News For Retailers: New California Law Requires Gender-Neutral Displays for Children’s Items

By Anjuli M. Cargain

California Governor Gavin Newsom signed Assembly Bill (“AB”) 1084, requiring retail department stores in California to maintain a gender-neutral section to display toys and certain childcare items beginning January 1, 2024. The new law applies to retail department stores with 500 or more employees within California that are physically located in California; it expressly excludes out-of-state stores.  

Existing law provides protections against discrimination by business establishments in California. AB-1084 requires retail department stores that offer toys or childcare items, i.e. products designed or intended to facilitate sleep, relaxation, feeding, or to help with sucking or teething, to maintain a gender neutral section for a “reasonable selection” of those items.  The new law does not define “reasonable selection,” seemingly leaving that determination up to the retailer. Nor does the new law expressly prohibit retailers from continuing to display items by gender in a separate section, so long as a separate gender-neutral section or area is maintained.
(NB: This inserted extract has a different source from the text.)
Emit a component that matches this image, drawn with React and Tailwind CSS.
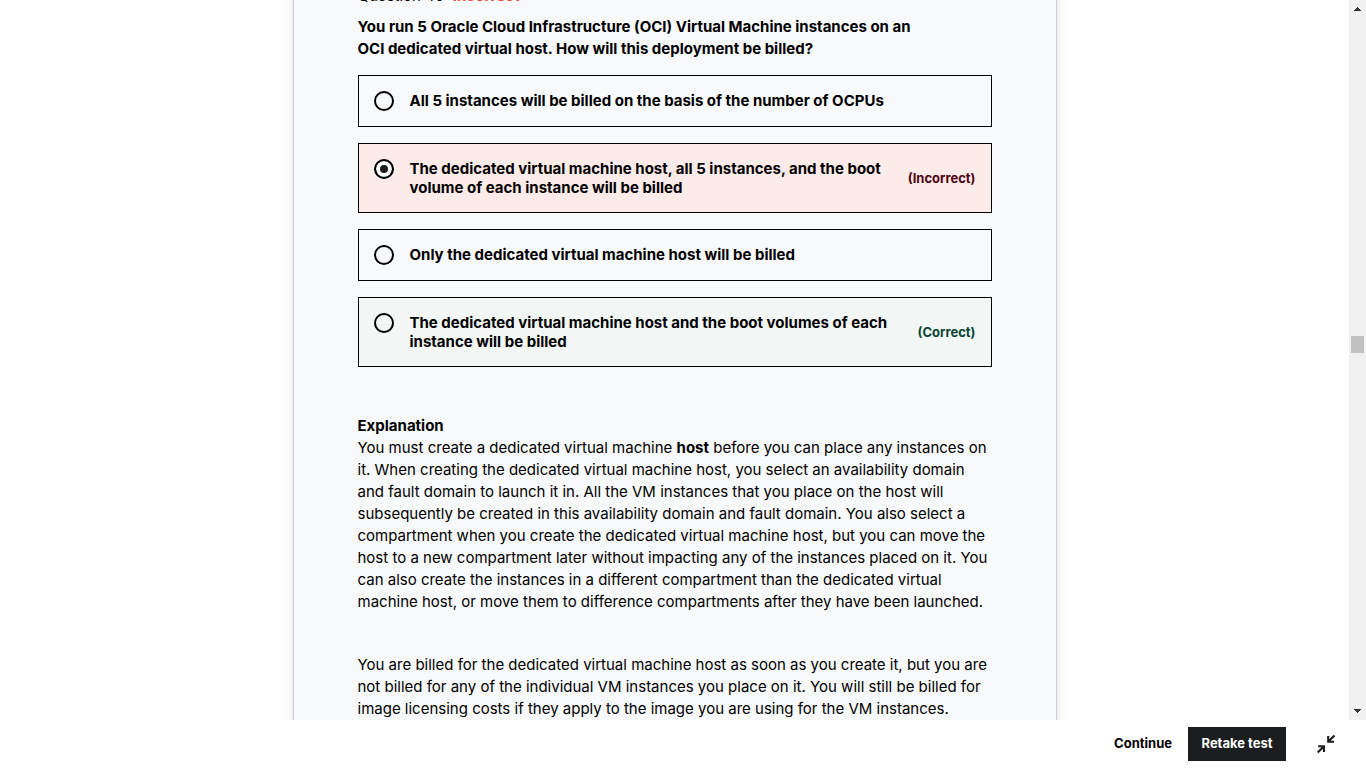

The legislation appears designed to eliminate differences in similar products by displaying them closer to one another. The bill’s author, Assemblyman Evan Low, explained that AB-1084 is aimed to “stop stigmatizing what’s acceptable for certain genders and just let kids be kids,” and to “encourage more businesses across California and the U.S. to avoid reinforcing harmful and outdated stereotypes.”

The new law provides that the California Attorney General or a district attorney or civil attorney may bring a civil action against retailers that fail to comply. Violators face civil penalties of up to $250 for the first violation and $500 for subsequent violations.

To avoid a potential lawsuit and the possibility of penalties, large retail department stores that sell toys and childcare items in California stores, are encouraged to assess their toy and childcare displays and evaluate potential changes in the next few months before the new law takes effect.